• Exercise details:
Give only the number of lines that include the string "index".
++++ Dataset excerpts ++++
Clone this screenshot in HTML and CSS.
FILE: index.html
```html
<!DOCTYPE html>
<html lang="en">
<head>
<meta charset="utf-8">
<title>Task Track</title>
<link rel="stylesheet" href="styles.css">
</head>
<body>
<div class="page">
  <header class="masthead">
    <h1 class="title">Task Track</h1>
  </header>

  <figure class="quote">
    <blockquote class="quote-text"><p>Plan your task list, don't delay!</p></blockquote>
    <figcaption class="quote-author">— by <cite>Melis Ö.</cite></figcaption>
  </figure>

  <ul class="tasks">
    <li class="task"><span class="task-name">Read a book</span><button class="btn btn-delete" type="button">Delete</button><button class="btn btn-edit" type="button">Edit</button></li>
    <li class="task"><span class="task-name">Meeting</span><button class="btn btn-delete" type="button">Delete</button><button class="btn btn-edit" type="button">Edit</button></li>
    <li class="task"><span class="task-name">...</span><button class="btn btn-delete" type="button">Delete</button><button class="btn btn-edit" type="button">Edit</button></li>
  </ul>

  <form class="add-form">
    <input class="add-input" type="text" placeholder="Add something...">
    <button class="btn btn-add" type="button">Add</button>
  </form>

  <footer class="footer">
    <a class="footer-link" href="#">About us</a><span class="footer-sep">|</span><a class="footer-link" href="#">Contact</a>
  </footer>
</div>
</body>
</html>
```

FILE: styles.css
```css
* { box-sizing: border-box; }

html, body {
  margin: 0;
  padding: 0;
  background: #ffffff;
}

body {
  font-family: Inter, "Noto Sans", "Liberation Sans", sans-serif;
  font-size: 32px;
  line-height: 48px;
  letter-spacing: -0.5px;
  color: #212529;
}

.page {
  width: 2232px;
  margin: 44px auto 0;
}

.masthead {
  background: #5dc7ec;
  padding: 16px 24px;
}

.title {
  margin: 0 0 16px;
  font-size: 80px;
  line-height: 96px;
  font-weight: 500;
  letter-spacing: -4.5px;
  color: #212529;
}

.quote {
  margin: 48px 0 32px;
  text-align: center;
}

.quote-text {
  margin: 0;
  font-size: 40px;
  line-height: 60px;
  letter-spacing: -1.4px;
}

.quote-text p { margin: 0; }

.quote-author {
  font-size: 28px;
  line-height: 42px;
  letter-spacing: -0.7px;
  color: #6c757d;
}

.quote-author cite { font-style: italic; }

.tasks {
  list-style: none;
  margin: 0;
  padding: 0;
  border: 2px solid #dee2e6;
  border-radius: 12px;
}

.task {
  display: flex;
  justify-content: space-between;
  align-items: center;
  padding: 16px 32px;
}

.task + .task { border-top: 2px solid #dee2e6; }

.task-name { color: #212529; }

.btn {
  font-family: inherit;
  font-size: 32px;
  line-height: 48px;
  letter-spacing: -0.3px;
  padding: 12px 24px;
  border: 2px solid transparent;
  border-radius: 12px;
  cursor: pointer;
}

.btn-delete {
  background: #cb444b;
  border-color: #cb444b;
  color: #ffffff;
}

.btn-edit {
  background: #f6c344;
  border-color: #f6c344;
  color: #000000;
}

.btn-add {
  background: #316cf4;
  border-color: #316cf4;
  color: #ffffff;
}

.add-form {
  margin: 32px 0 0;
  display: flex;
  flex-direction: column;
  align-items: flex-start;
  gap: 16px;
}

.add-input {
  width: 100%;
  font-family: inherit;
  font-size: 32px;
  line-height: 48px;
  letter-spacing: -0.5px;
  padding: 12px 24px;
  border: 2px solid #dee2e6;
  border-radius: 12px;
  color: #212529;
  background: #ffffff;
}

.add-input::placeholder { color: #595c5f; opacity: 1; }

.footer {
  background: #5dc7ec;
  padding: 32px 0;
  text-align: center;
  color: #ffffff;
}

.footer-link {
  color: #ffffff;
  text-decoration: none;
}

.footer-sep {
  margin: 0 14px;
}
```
++++
++++ Dataset excerpts ++++
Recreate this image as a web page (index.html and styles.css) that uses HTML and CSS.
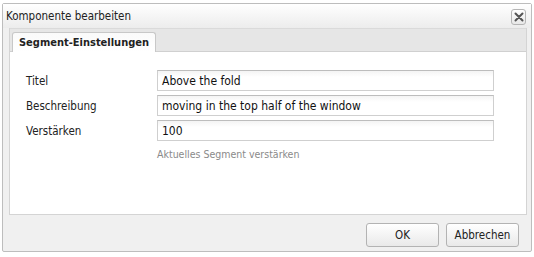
++++
• Exercise output:
2